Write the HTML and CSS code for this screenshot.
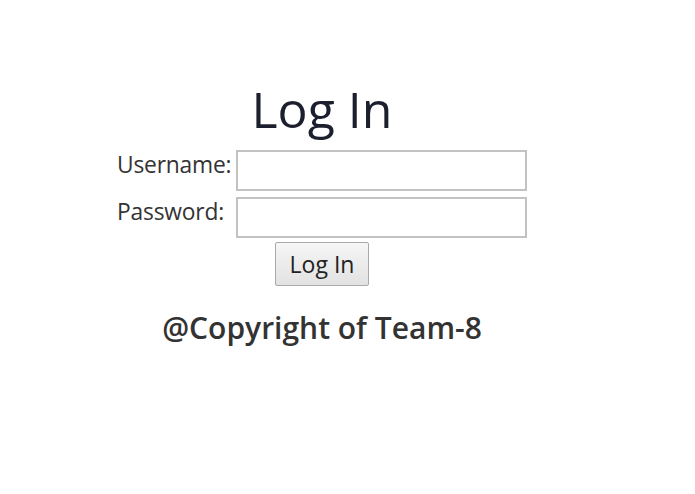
FILE: index.html
```html
<!DOCTYPE html>
<html>
<head>
<meta charset="utf-8">
<link rel="stylesheet" href="styles.css">
</head>
<body>
<div class="page">
  <h1 class="title">Log In</h1>
  <form class="login">
    <label class="label" for="u">Username:</label>
    <input class="field" id="u" type="text">
    <label class="label" for="p">Password:</label>
    <input class="field" id="p" type="password">
    <div class="actions"><button class="btn" type="button">Log In</button></div>
  </form>
  <p class="copy">@Copyright of Team-8</p>
</div>
</body>
</html>
```
FILE: styles.css
```css
html, body {
  margin: 0;
  padding: 0;
  background: #ffffff;
}
body {
  font-family: "Open Sans", "Noto Sans", sans-serif;
}
.page {
  width: 644px;
  display: flex;
  flex-direction: column;
  align-items: center;
  padding-top: 76px;
}
.title {
  margin: 0;
  font-size: 50px;
  font-weight: 500;
  line-height: 66px;
  color: #1c1f2e;
}
.login {
  display: grid;
  grid-template-columns: 117px 291px;
  column-gap: 2px;
  row-gap: 6px;
  margin-top: 8px;
}
.label {
  font-size: 22.8px;
  color: #333333;
  line-height: 30px;
  letter-spacing: -0.2px;
  white-space: nowrap;
}
.field {
  box-sizing: border-box;
  width: 291px;
  height: 41px;
  border: 2px solid #c2c2c2;
  margin: 0;
  background: #fff;
}
.actions {
  grid-column: 1 / span 2;
  display: flex;
  justify-content: center;
  margin-top: -2px;
}
.btn {
  box-sizing: border-box;
  width: 94px;
  height: 44px;
  font-family: "Open Sans", "Noto Sans", sans-serif;
  font-size: 23px;
  color: #222;
  border: 1px solid #a9a9a9;
  border-radius: 2px;
  background: linear-gradient(#f6f6f6, #e2e2e2);
  padding: 0;
}
.copy {
  margin: 21px 0 0;
  font-size: 30px;
  font-weight: 600;
  color: #333333;
}
```
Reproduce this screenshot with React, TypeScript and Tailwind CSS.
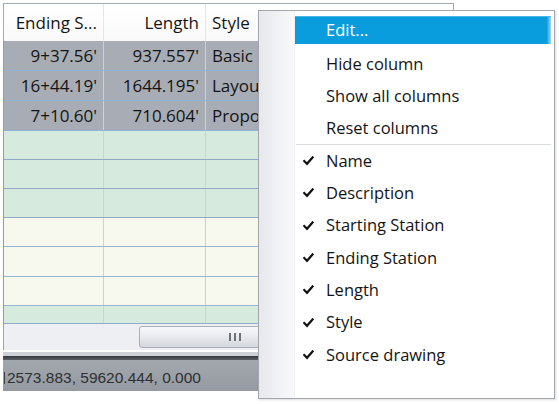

**What to produce**: Exclude the pictures and repeat every other part of the records word for word.

**Written reply**:
Write the HTML and CSS code for this screenshot.
FILE: index.html
```html
<!DOCTYPE html>
<html>
<head>
<meta charset="utf-8">
<link rel="stylesheet" href="styles.css">
</head>
<body>
<div class="page">
  <h1 class="title">Log In</h1>
  <form class="login">
    <label class="label" for="u">Username:</label>
    <input class="field" id="u" type="text">
    <label class="label" for="p">Password:</label>
    <input class="field" id="p" type="password">
    <div class="actions"><button class="btn" type="button">Log In</button></div>
  </form>
  <p class="copy">@Copyright of Team-8</p>
</div>
</body>
</html>
```
FILE: styles.css
```css
html, body {
  margin: 0;
  padding: 0;
  background: #ffffff;
}
body {
  font-family: "Open Sans", "Noto Sans", sans-serif;
}
.page {
  width: 644px;
  display: flex;
  flex-direction: column;
  align-items: center;
  padding-top: 76px;
}
.title {
  margin: 0;
  font-size: 50px;
  font-weight: 500;
  line-height: 66px;
  color: #1c1f2e;
}
.login {
  display: grid;
  grid-template-columns: 117px 291px;
  column-gap: 2px;
  row-gap: 6px;
  margin-top: 8px;
}
.label {
  font-size: 22.8px;
  color: #333333;
  line-height: 30px;
  letter-spacing: -0.2px;
  white-space: nowrap;
}
.field {
  box-sizing: border-box;
  width: 291px;
  height: 41px;
  border: 2px solid #c2c2c2;
  margin: 0;
  background: #fff;
}
.actions {
  grid-column: 1 / span 2;
  display: flex;
  justify-content: center;
  margin-top: -2px;
}
.btn {
  box-sizing: border-box;
  width: 94px;
  height: 44px;
  font-family: "Open Sans", "Noto Sans", sans-serif;
  font-size: 23px;
  color: #222;
  border: 1px solid #a9a9a9;
  border-radius: 2px;
  background: linear-gradient(#f6f6f6, #e2e2e2);
  padding: 0;
}
.copy {
  margin: 21px 0 0;
  font-size: 30px;
  font-weight: 600;
  color: #333333;
}
```
Reproduce this screenshot with React, TypeScript and Tailwind CSS.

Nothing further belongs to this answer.